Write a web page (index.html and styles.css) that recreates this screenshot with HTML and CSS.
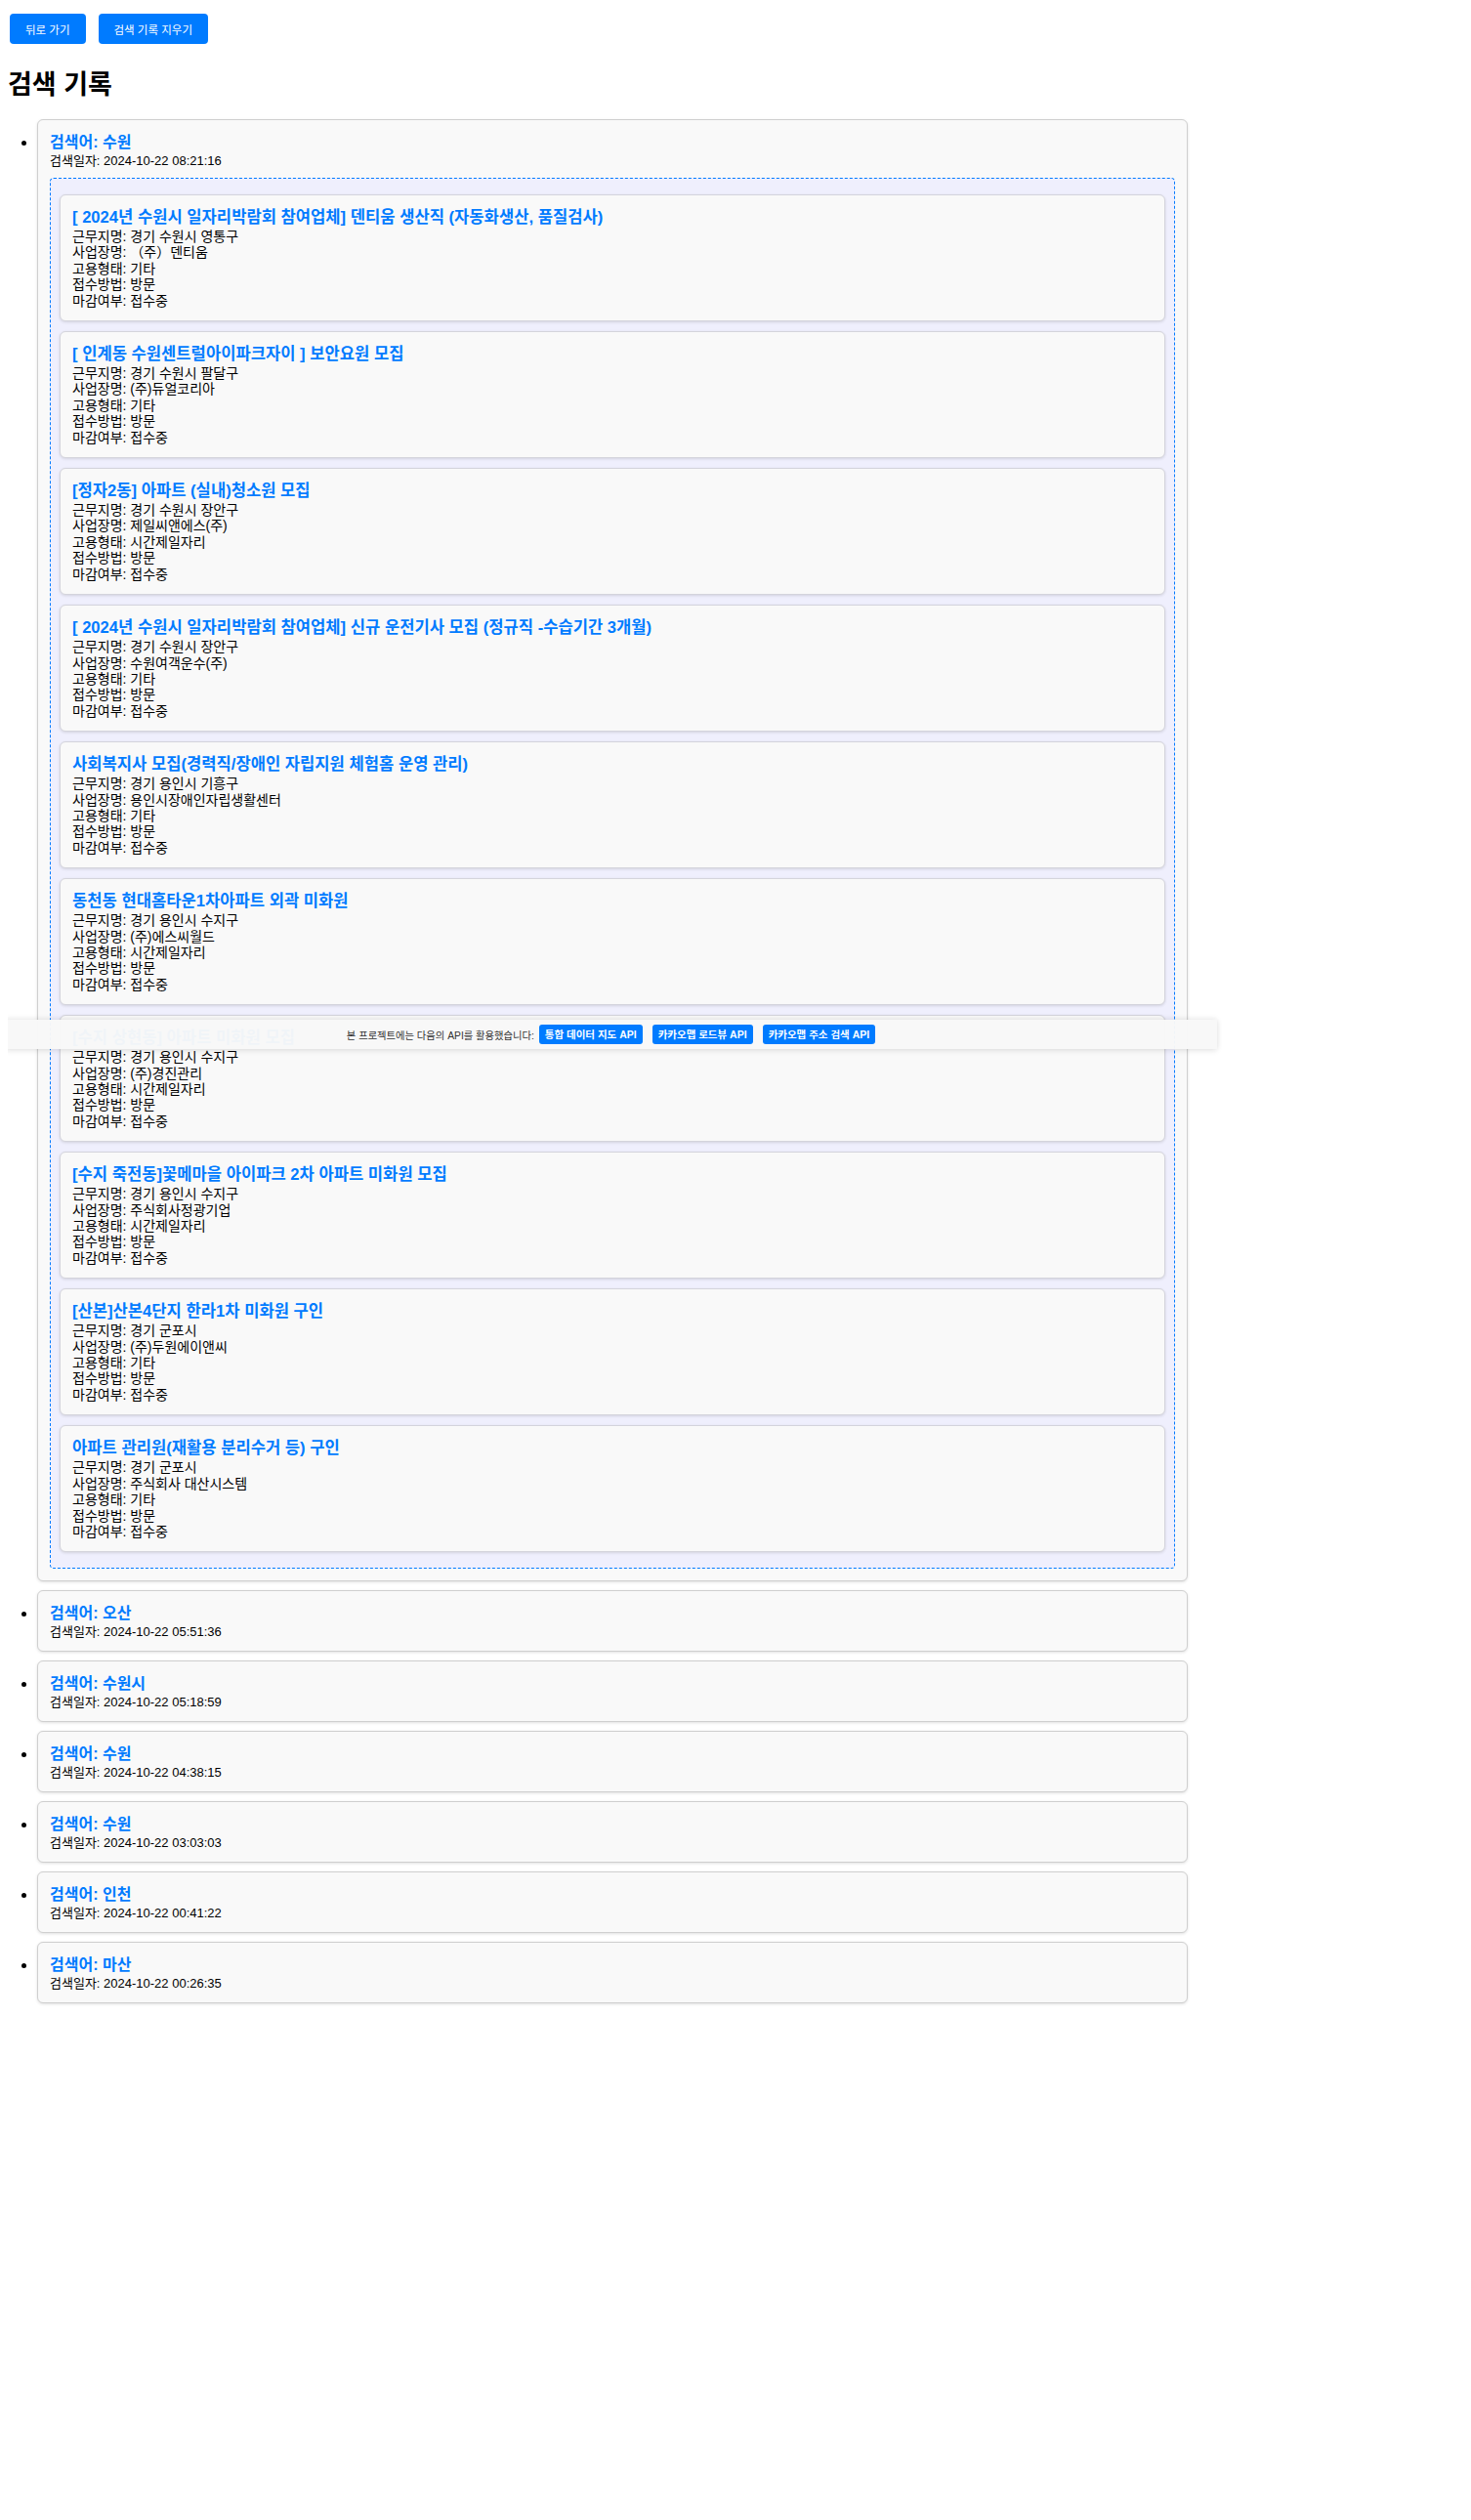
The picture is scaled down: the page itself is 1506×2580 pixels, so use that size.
FILE: index.html
```html
<!DOCTYPE html>
<html lang="ko">
<head>
<meta charset="utf-8">
<title>검색 기록</title>
<link rel="stylesheet" href="styles.css">
</head>
<body>
<div class="toolbar">
  <button class="btn">뒤로 가기</button>
  <button class="btn">검색 기록 지우기</button>
</div>
<h1 class="page-title">검색 기록</h1>
<ul class="history">
  <li class="entry">
    <div class="entry-title">검색어: 수원</div>
    <div class="entry-date">검색일자: 2024-10-22 08:21:16</div>
    <ul class="results">
      <li class="job">
        <div class="job-title">[ 2024년 수원시 일자리박람회 참여업체] 덴티움 생산직 (자동화생산, 품질검사)</div>
        <div class="job-line">근무지명: 경기 수원시 영통구</div>
        <div class="job-line">사업장명: （주）덴티움</div>
        <div class="job-line">고용형태: 기타</div>
        <div class="job-line">접수방법: 방문</div>
        <div class="job-line">마감여부: 접수중</div>
      </li>
      <li class="job">
        <div class="job-title">[ 인계동 수원센트럴아이파크자이 ] 보안요원 모집</div>
        <div class="job-line">근무지명: 경기 수원시 팔달구</div>
        <div class="job-line">사업장명: (주)듀얼코리아</div>
        <div class="job-line">고용형태: 기타</div>
        <div class="job-line">접수방법: 방문</div>
        <div class="job-line">마감여부: 접수중</div>
      </li>
      <li class="job">
        <div class="job-title">[정자2동] 아파트 (실내)청소원 모집</div>
        <div class="job-line">근무지명: 경기 수원시 장안구</div>
        <div class="job-line">사업장명: 제일씨앤에스(주)</div>
        <div class="job-line">고용형태: 시간제일자리</div>
        <div class="job-line">접수방법: 방문</div>
        <div class="job-line">마감여부: 접수중</div>
      </li>
      <li class="job">
        <div class="job-title">[ 2024년 수원시 일자리박람회 참여업체] 신규 운전기사 모집 (정규직 -수습기간 3개월)</div>
        <div class="job-line">근무지명: 경기 수원시 장안구</div>
        <div class="job-line">사업장명: 수원여객운수(주)</div>
        <div class="job-line">고용형태: 기타</div>
        <div class="job-line">접수방법: 방문</div>
        <div class="job-line">마감여부: 접수중</div>
      </li>
      <li class="job">
        <div class="job-title">사회복지사 모집(경력직/장애인 자립지원 체험홈 운영 관리)</div>
        <div class="job-line">근무지명: 경기 용인시 기흥구</div>
        <div class="job-line">사업장명: 용인시장애인자립생활센터</div>
        <div class="job-line">고용형태: 기타</div>
        <div class="job-line">접수방법: 방문</div>
        <div class="job-line">마감여부: 접수중</div>
      </li>
      <li class="job">
        <div class="job-title">동천동 현대홈타운1차아파트 외곽 미화원</div>
        <div class="job-line">근무지명: 경기 용인시 수지구</div>
        <div class="job-line">사업장명: (주)에스씨월드</div>
        <div class="job-line">고용형태: 시간제일자리</div>
        <div class="job-line">접수방법: 방문</div>
        <div class="job-line">마감여부: 접수중</div>
      </li>
      <li class="job">
        <div class="job-title">[수지 상현동] 아파트 미화원 모집</div>
        <div class="job-line">근무지명: 경기 용인시 수지구</div>
        <div class="job-line">사업장명: (주)경진관리</div>
        <div class="job-line">고용형태: 시간제일자리</div>
        <div class="job-line">접수방법: 방문</div>
        <div class="job-line">마감여부: 접수중</div>
      </li>
      <li class="job">
        <div class="job-title">[수지 죽전동]꽃메마을 아이파크 2차 아파트 미화원 모집</div>
        <div class="job-line">근무지명: 경기 용인시 수지구</div>
        <div class="job-line">사업장명: 주식회사정광기업</div>
        <div class="job-line">고용형태: 시간제일자리</div>
        <div class="job-line">접수방법: 방문</div>
        <div class="job-line">마감여부: 접수중</div>
      </li>
      <li class="job">
        <div class="job-title">[산본]산본4단지 한라1차 미화원 구인</div>
        <div class="job-line">근무지명: 경기 군포시</div>
        <div class="job-line">사업장명: (주)두원에이앤씨</div>
        <div class="job-line">고용형태: 기타</div>
        <div class="job-line">접수방법: 방문</div>
        <div class="job-line">마감여부: 접수중</div>
      </li>
      <li class="job">
        <div class="job-title">아파트 관리원(재활용 분리수거 등) 구인</div>
        <div class="job-line">근무지명: 경기 군포시</div>
        <div class="job-line">사업장명: 주식회사 대산시스템</div>
        <div class="job-line">고용형태: 기타</div>
        <div class="job-line">접수방법: 방문</div>
        <div class="job-line">마감여부: 접수중</div>
      </li>
    </ul>
  </li>
  <li class="entry">
    <div class="entry-title">검색어: 오산</div>
    <div class="entry-date">검색일자: 2024-10-22 05:51:36</div>
  </li>
  <li class="entry">
    <div class="entry-title">검색어: 수원시</div>
    <div class="entry-date">검색일자: 2024-10-22 05:18:59</div>
  </li>
  <li class="entry">
    <div class="entry-title">검색어: 수원</div>
    <div class="entry-date">검색일자: 2024-10-22 04:38:15</div>
  </li>
  <li class="entry">
    <div class="entry-title">검색어: 수원</div>
    <div class="entry-date">검색일자: 2024-10-22 03:03:03</div>
  </li>
  <li class="entry">
    <div class="entry-title">검색어: 인천</div>
    <div class="entry-date">검색일자: 2024-10-22 00:41:22</div>
  </li>
  <li class="entry">
    <div class="entry-title">검색어: 마산</div>
    <div class="entry-date">검색일자: 2024-10-22 00:26:35</div>
  </li>
</ul>
<footer class="api-bar">
  <span class="api-text">본 프로젝트에는 다음의 API를 활용했습니다:</span>
  <span class="api-btn">통합 데이터 지도 API</span>
  <span class="api-btn">카카오맵 로드뷰 API</span>
  <span class="api-btn">카카오맵 주소 검색 API</span>
</footer>
</body>
</html>
```

FILE: styles.css
```css
html, body {
  background: #ffffff;
}
body {
  margin: 8px;
  font-family: "Liberation Sans", "Noto Sans CJK KR", sans-serif;
  color: #000;
  position: relative;
  min-height: 2560px;
}
.toolbar {
  display: flex;
  gap: 13px;
  padding: 6px 2px 0;
}
.btn {
  background: #007bff;
  color: #fff;
  border: none;
  border-radius: 4px;
  font-family: "Liberation Sans", "Noto Sans CJK KR", sans-serif;
  font-size: 11.5px;
  height: 31px;
  padding: 0 16px;
  cursor: pointer;
}
.page-title {
  font-size: 27px;
  font-weight: bold;
  line-height: 36px;
  margin: 24px 0 17px;
}
.history {
  margin: 0;
  padding: 0 0 0 30px;
}
.entry {
  max-width: 1178px;
  box-sizing: border-box;
  background: #f9f9f9;
  border: 1px solid #cfcfcf;
  border-radius: 6px;
  box-shadow: 0 1px 3px rgba(0, 0, 0, 0.12);
  padding: 12px;
  margin-bottom: 9px;
  font-size: 16px;
}
.entry-title {
  color: #007bff;
  font-weight: bold;
  font-size: 16px;
  line-height: 22px;
}
.entry-date {
  font-size: 13px;
  line-height: 15px;
}
.results {
  list-style: none;
  margin: 10px 0 0;
  padding: 16px 9px;
  background: #efeffd;
  border: 1px dashed #007bff;
  border-radius: 4px;
}
.job {
  background: #f9f9f9;
  border: 1px solid #d4d4dc;
  border-radius: 6px;
  box-shadow: 0 1px 3px rgba(0, 0, 0, 0.12);
  padding: 12px;
  margin-bottom: 10px;
}
.job:last-child {
  margin-bottom: 0;
}
.job-title {
  color: #007bff;
  font-weight: bold;
  font-size: 16.6px;
  line-height: 22px;
}
.job-line {
  font-size: 14px;
  line-height: 16.4px;
}
.api-bar {
  position: absolute;
  left: -3px;
  top: 1036px;
  width: 1241px;
  height: 30px;
  box-sizing: border-box;
  display: flex;
  align-items: center;
  justify-content: center;
  gap: 10px;
  background: rgba(248, 248, 248, 0.97);
  box-shadow: 0 -1px 6px rgba(0, 0, 0, 0.08), 0 2px 6px rgba(0, 0, 0, 0.08);
}
.api-text {
  font-size: 10.3px;
  color: #333;
  margin-right: -5px;
}
.api-btn {
  background: #007bff;
  color: #fff;
  font-size: 10.5px;
  font-weight: bold;
  line-height: 12px;
  padding: 4px 6px;
  border-radius: 3px;
}
```
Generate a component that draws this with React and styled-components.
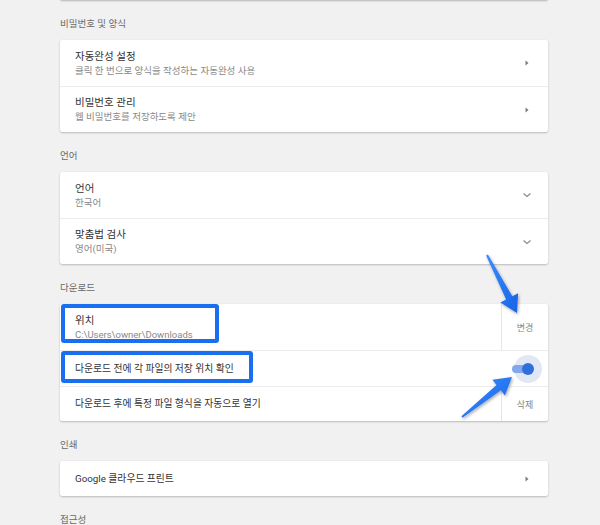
import React from 'react';
import styled, {createGlobalStyle} from "styled-components";

const GlobalStyle = createGlobalStyle`
  html, body {
    margin: 0;
    padding: 0;
    background: #f1f1f1;
  }
  body {
    font-family: Roboto, "Noto Sans CJK KR", "Noto Sans", sans-serif;
  }
`

const RightTriangle = () => (
    <svg width="10" height="10" viewBox="0 0 10 10">
        <polygon points="3.5,2.5 6.5,5 3.5,7.5" fill="#7a7a7a"/>
    </svg>
)

const ChevronDown = () => (
    <svg width="10" height="10" viewBox="0 0 10 10">
        <polyline points="1.5,3.5 5,6.5 8.5,3.5" fill="none" stroke="#8a8a8a" strokeWidth="1.2"/>
    </svg>
)

const Arrows = () => (
    <ArrowLayer width="600" height="525" viewBox="0 0 600 525">
        <defs>
            <linearGradient id="arrowBlue" x1="0" y1="0" x2="1" y2="1">
                <stop offset="0" stopColor="#3b8cff"/>
                <stop offset="1" stopColor="#1764e6"/>
            </linearGradient>
            <filter id="arrowShadow" x="-20%" y="-20%" width="140%" height="140%">
                <feDropShadow dx="1" dy="1.5" stdDeviation="1.5" floodColor="#000" floodOpacity="0.35"/>
            </filter>
        </defs>
        <polygon
            points="486.1,255.5 506.1,299.5 500.3,302.5 517,313 518.1,293.3 512.3,296.3 487.9,254.5"
            fill="url(#arrowBlue)" filter="url(#arrowShadow)"/>
        <polygon
            points="462.6,417.8 500.9,390.3 504.9,395.4 512,377 492.4,379.8 496.5,384.9 461.4,416.2"
            fill="url(#arrowBlue)" filter="url(#arrowShadow)"/>
    </ArrowLayer>
)

const App = () => {
    return (
        <>
            <GlobalStyle/>
            <Page>
                <PrevCard/>
                <SectionTitle>비밀번호 및 양식</SectionTitle>
                <Card>
                    <Row height={46}>
                        <Labels>
                            <Title>자동완성 설정</Title>
                            <Sub>클릭 한 번으로 양식을 작성하는 자동완성 사용</Sub>
                        </Labels>
                        <IconBox><RightTriangle/></IconBox>
                    </Row>
                    <Row height={46}>
                        <Labels>
                            <Title>비밀번호 관리</Title>
                            <Sub>웹 비밀번호를 저장하도록 제안</Sub>
                        </Labels>
                        <IconBox><RightTriangle/></IconBox>
                    </Row>
                </Card>

                <SectionTitle>언어</SectionTitle>
                <Card>
                    <Row height={46}>
                        <Labels>
                            <Title>언어</Title>
                            <Sub>한국어</Sub>
                        </Labels>
                        <IconBox><ChevronDown/></IconBox>
                    </Row>
                    <Row height={46}>
                        <Labels>
                            <Title>맞춤법 검사</Title>
                            <Sub>영어(미국)</Sub>
                        </Labels>
                        <IconBox><ChevronDown/></IconBox>
                    </Row>
                </Card>

                <SectionTitle>다운로드</SectionTitle>
                <Card>
                    <Row height={46}>
                        <HighlightBox width={158} height={39}/>
                        <Labels>
                            <Title>위치</Title>
                            <Sub>C:\Users\owner\Downloads</Sub>
                        </Labels>
                        <ActionCell>변경</ActionCell>
                    </Row>
                    <Row height={36}>
                        <HighlightBox width={192} height={32}/>
                        <Labels>
                            <Label>다운로드 전에 각 파일의 저장 위치 확인</Label>
                        </Labels>
                        <Toggle>
                            <Halo/>
                            <Track/>
                            <Knob/>
                        </Toggle>
                    </Row>
                    <Row height={35}>
                        <Labels>
                            <Label>다운로드 후에 특정 파일 형식을 자동으로 열기</Label>
                        </Labels>
                        <ActionCell>삭제</ActionCell>
                    </Row>
                </Card>

                <SectionTitle>인쇄</SectionTitle>
                <Card>
                    <Row height={35}>
                        <Labels>
                            <Label>Google 클라우드 프린트</Label>
                        </Labels>
                        <IconBox><RightTriangle/></IconBox>
                    </Row>
                </Card>

                <SectionTitle>접근성</SectionTitle>
                <Arrows/>
            </Page>
        </>
    )
}

export default App

const Page = styled.div`
  position: relative;
  width: 600px;
  height: 525px;
  overflow: hidden;
  background: #f1f1f1;
  display: flex;
  flex-direction: column;
  padding: 0 52px 0 60px;
  box-sizing: border-box;
`

const PrevCard = styled.div`
  margin-top: -3px;
  height: 3px;
  flex-shrink: 0;
  background: #fff;
  border-radius: 0 0 2px 2px;
  box-shadow: 0 1px 2px rgba(0, 0, 0, 0.25);
`

const SectionTitle = styled.div`
  flex-shrink: 0;
  height: 40px;
  box-sizing: border-box;
  padding-top: 17px;
  line-height: 14px;
  font-size: 9.5px;
  color: #6a6a6a;
`

const Card = styled.div`
  flex-shrink: 0;
  background: #fff;
  border-radius: 2px;
  box-shadow: 0 1px 2px rgba(0, 0, 0, 0.22), 0 0 1px rgba(0, 0, 0, 0.08);
`

const Row = styled.div`
  position: relative;
  display: flex;
  align-items: center;
  height: ${({height}) => height}px;
  box-sizing: border-box;
  padding-left: 15px;

  & + & {
    border-top: 1px solid #ececec;
  }
`

const Labels = styled.div`
  flex: 1;
  display: flex;
  flex-direction: column;
  justify-content: center;
  min-width: 0;
`

const Title = styled.div`
  font-size: 10.5px;
  line-height: 14px;
  color: #333;
`

const Sub = styled.div`
  font-size: 9.5px;
  line-height: 13px;
  color: #888;
`

const Label = styled.div`
  font-size: 9.8px;
  line-height: 14px;
  color: #333;
`

const IconBox = styled.div`
  width: 10px;
  height: 10px;
  margin-right: 16px;
  display: flex;
`

const ActionCell = styled.div`
  align-self: stretch;
  width: 46px;
  border-left: 1px solid #e6e6e6;
  display: flex;
  align-items: center;
  justify-content: center;
  font-size: 9px;
  color: #858585;
`

const Toggle = styled.div`
  position: relative;
  width: 22px;
  height: 12px;
  margin-right: 14px;
`

const Halo = styled.div`
  position: absolute;
  right: -8px;
  top: -8px;
  width: 28px;
  height: 28px;
  border-radius: 50%;
  background: #e2e7f6;
`

const Track = styled.div`
  position: absolute;
  left: 0;
  top: 2px;
  width: 20px;
  height: 8px;
  border-radius: 4px;
  background: #82a8ec;
`

const Knob = styled.div`
  position: absolute;
  right: 0;
  top: 0;
  width: 12px;
  height: 12px;
  border-radius: 50%;
  background: #2f6fdc;
`

const HighlightBox = styled.div`
  position: absolute;
  left: 1px;
  top: 0;
  width: ${({width}) => width}px;
  height: ${({height}) => height}px;
  box-sizing: border-box;
  border: 4px solid #1a6ef0;
  border-radius: 3px;
  pointer-events: none;
`

const ArrowLayer = styled.svg`
  position: absolute;
  left: 0;
  top: 0;
  pointer-events: none;
`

* * * * * * *

[Exercise description] Look through the entries above. Extract each line with the word "that".

[Completed exercise]
Write a web page (index.html and styles.css) that recreates this screenshot with HTML and CSS.
The picture is scaled down: the page itself is 1506×2580 pixels, so use that size.
Generate a component that draws this with React and styled-components.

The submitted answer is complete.